Recorded data:
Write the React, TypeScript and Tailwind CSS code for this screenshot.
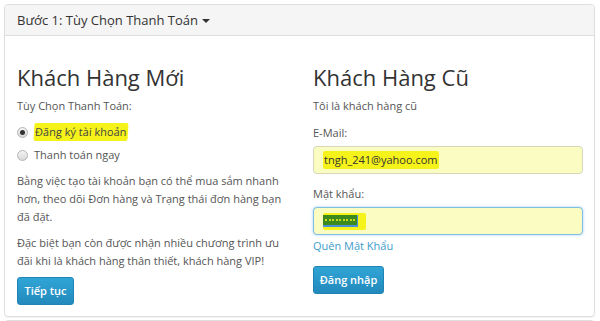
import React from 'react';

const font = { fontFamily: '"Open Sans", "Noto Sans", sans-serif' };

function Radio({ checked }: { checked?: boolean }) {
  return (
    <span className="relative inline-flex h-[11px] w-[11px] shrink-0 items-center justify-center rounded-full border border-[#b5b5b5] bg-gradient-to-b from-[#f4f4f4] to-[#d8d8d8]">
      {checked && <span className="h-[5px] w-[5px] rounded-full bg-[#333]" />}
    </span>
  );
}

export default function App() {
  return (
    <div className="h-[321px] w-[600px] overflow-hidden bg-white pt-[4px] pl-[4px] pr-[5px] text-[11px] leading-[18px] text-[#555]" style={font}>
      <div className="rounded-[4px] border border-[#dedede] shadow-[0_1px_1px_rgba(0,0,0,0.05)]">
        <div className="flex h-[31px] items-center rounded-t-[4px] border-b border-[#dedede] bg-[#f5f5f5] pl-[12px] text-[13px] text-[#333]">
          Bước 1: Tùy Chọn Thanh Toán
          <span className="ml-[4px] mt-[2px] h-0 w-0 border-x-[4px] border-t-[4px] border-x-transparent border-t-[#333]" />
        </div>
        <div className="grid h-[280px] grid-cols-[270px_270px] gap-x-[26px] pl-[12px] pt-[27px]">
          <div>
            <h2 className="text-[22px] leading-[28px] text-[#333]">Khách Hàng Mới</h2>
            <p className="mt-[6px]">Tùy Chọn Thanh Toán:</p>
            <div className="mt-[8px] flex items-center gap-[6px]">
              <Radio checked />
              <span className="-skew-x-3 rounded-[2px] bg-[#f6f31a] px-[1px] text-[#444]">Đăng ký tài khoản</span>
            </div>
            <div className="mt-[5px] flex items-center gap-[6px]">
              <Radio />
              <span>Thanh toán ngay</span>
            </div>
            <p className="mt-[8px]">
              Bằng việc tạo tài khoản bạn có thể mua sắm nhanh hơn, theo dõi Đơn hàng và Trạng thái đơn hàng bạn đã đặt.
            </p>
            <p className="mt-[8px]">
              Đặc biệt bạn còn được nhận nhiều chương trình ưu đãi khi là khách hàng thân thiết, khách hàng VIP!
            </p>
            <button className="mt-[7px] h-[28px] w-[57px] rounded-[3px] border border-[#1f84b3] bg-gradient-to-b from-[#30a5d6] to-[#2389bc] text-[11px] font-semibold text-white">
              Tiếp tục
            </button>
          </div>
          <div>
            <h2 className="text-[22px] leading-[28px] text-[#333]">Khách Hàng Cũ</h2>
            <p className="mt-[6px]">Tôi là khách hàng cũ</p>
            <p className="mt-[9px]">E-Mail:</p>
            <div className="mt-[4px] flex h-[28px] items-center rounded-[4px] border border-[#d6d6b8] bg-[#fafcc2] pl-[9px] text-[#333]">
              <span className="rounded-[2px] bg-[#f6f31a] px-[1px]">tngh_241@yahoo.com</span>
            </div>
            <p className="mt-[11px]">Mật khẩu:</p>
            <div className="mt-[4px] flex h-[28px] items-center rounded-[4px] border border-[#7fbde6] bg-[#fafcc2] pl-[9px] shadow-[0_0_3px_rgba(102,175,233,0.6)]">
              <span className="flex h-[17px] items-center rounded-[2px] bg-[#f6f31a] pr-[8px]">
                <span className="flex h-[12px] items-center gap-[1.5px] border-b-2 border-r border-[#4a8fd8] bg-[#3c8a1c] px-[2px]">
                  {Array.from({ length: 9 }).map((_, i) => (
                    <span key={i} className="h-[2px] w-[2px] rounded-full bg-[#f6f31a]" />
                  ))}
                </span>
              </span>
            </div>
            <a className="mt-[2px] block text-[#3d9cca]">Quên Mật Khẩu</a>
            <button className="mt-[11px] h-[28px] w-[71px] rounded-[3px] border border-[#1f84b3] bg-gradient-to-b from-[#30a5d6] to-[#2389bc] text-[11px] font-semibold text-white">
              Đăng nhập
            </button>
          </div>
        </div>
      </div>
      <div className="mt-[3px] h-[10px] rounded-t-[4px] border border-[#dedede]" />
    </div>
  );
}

Problem to solve: Pictures are to be left out; repeat all the remaining data exactly.

Written reply:
Write the React, TypeScript and Tailwind CSS code for this screenshot.
import React from 'react';

const font = { fontFamily: '"Open Sans", "Noto Sans", sans-serif' };

function Radio({ checked }: { checked?: boolean }) {
  return (
    <span className="relative inline-flex h-[11px] w-[11px] shrink-0 items-center justify-center rounded-full border border-[#b5b5b5] bg-gradient-to-b from-[#f4f4f4] to-[#d8d8d8]">
      {checked && <span className="h-[5px] w-[5px] rounded-full bg-[#333]" />}
    </span>
  );
}

export default function App() {
  return (
    <div className="h-[321px] w-[600px] overflow-hidden bg-white pt-[4px] pl-[4px] pr-[5px] text-[11px] leading-[18px] text-[#555]" style={font}>
      <div className="rounded-[4px] border border-[#dedede] shadow-[0_1px_1px_rgba(0,0,0,0.05)]">
        <div className="flex h-[31px] items-center rounded-t-[4px] border-b border-[#dedede] bg-[#f5f5f5] pl-[12px] text-[13px] text-[#333]">
          Bước 1: Tùy Chọn Thanh Toán
          <span className="ml-[4px] mt-[2px] h-0 w-0 border-x-[4px] border-t-[4px] border-x-transparent border-t-[#333]" />
        </div>
        <div className="grid h-[280px] grid-cols-[270px_270px] gap-x-[26px] pl-[12px] pt-[27px]">
          <div>
            <h2 className="text-[22px] leading-[28px] text-[#333]">Khách Hàng Mới</h2>
            <p className="mt-[6px]">Tùy Chọn Thanh Toán:</p>
            <div className="mt-[8px] flex items-center gap-[6px]">
              <Radio checked />
              <span className="-skew-x-3 rounded-[2px] bg-[#f6f31a] px-[1px] text-[#444]">Đăng ký tài khoản</span>
            </div>
            <div className="mt-[5px] flex items-center gap-[6px]">
              <Radio />
              <span>Thanh toán ngay</span>
            </div>
            <p className="mt-[8px]">
              Bằng việc tạo tài khoản bạn có thể mua sắm nhanh hơn, theo dõi Đơn hàng và Trạng thái đơn hàng bạn đã đặt.
            </p>
            <p className="mt-[8px]">
              Đặc biệt bạn còn được nhận nhiều chương trình ưu đãi khi là khách hàng thân thiết, khách hàng VIP!
            </p>
            <button className="mt-[7px] h-[28px] w-[57px] rounded-[3px] border border-[#1f84b3] bg-gradient-to-b from-[#30a5d6] to-[#2389bc] text-[11px] font-semibold text-white">
              Tiếp tục
            </button>
          </div>
          <div>
            <h2 className="text-[22px] leading-[28px] text-[#333]">Khách Hàng Cũ</h2>
            <p className="mt-[6px]">Tôi là khách hàng cũ</p>
            <p className="mt-[9px]">E-Mail:</p>
            <div className="mt-[4px] flex h-[28px] items-center rounded-[4px] border border-[#d6d6b8] bg-[#fafcc2] pl-[9px] text-[#333]">
              <span className="rounded-[2px] bg-[#f6f31a] px-[1px]">tngh_241@yahoo.com</span>
            </div>
            <p className="mt-[11px]">Mật khẩu:</p>
            <div className="mt-[4px] flex h-[28px] items-center rounded-[4px] border border-[#7fbde6] bg-[#fafcc2] pl-[9px] shadow-[0_0_3px_rgba(102,175,233,0.6)]">
              <span className="flex h-[17px] items-center rounded-[2px] bg-[#f6f31a] pr-[8px]">
                <span className="flex h-[12px] items-center gap-[1.5px] border-b-2 border-r border-[#4a8fd8] bg-[#3c8a1c] px-[2px]">
                  {Array.from({ length: 9 }).map((_, i) => (
                    <span key={i} className="h-[2px] w-[2px] rounded-full bg-[#f6f31a]" />
                  ))}
                </span>
              </span>
            </div>
            <a className="mt-[2px] block text-[#3d9cca]">Quên Mật Khẩu</a>
            <button className="mt-[11px] h-[28px] w-[71px] rounded-[3px] border border-[#1f84b3] bg-gradient-to-b from-[#30a5d6] to-[#2389bc] text-[11px] font-semibold text-white">
              Đăng nhập
            </button>
          </div>
        </div>
      </div>
      <div className="mt-[3px] h-[10px] rounded-t-[4px] border border-[#dedede]" />
    </div>
  );
}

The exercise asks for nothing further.